Swimming To Infinity & Beyond

by Brad Barnes 0

November 18th, 2016 College

SwimSwam has partnered with Brad Barnes to bring our readers a new, occasional feature focusing on NCAA compliance. Brad is the Assistant Athletics Director in charge of Athletic Compliance at Texas A&M University and has been an invited speaker at the National Association for Athletics Compliance convention. You can follow his journey through the complex world of NCAA compliance on Twitter @TAMUCompliance.

One of the most controversial issues in NCAA athletics is the time commitment involved. The NCAA is trying to balance two contradictory goals: not making student-athletes spend more time on their sport than they want while also letting student-athletes spend as much time on their sport as they want. Presently, that has yielded a complex system of limitations on countable (I.e., required) athletically related activities for student-athletes with exceptions for student-athletes that vary by sport.
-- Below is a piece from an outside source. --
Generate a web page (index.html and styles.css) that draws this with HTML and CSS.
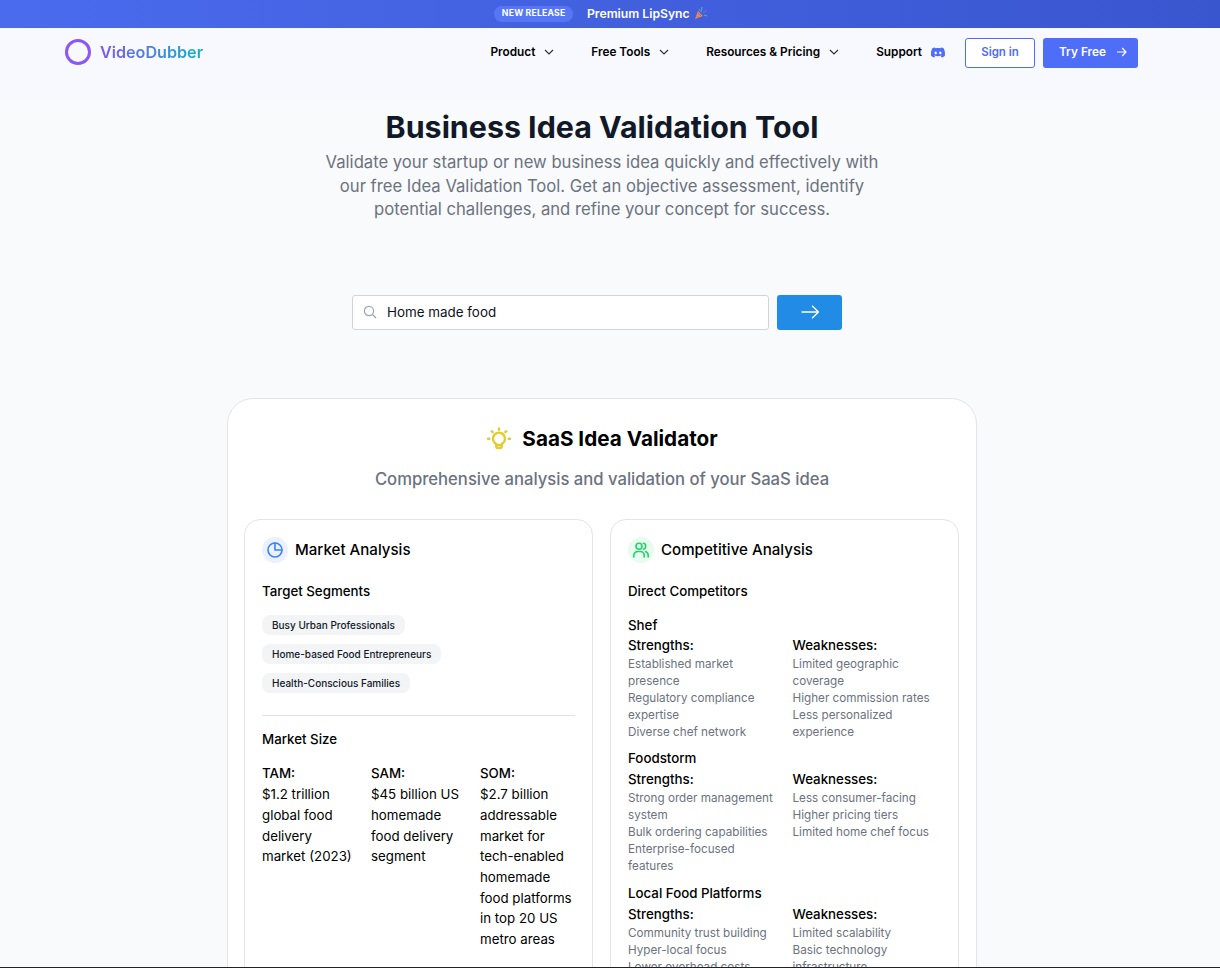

Swimming and diving have two exceptions, one that applies to the summer (I.e., workouts at the request of a student-athlete) and one that applies 24/7/365, the safety and skill exception. These exceptions, while well intended with respect to the former and justified by safety concerns with respect to the latter, yield a situation in which student-athletes may understandably feel that they are stretched thin in the swim/life balance department. There is no simple solution. Swimmers want to swim and seek instruction as often as they want, but the NCAA wants to make sure those same swimmers aren’t swimming so much that it’s unsafe or not allowing them to succeed academically and have some semblance of a personal life. The collegiate swimming community will need to be engaged over the coming year as the NCAA membership works on finding a negotiated solution on the issue of student-athlete time demands. It’s time to sink or swim.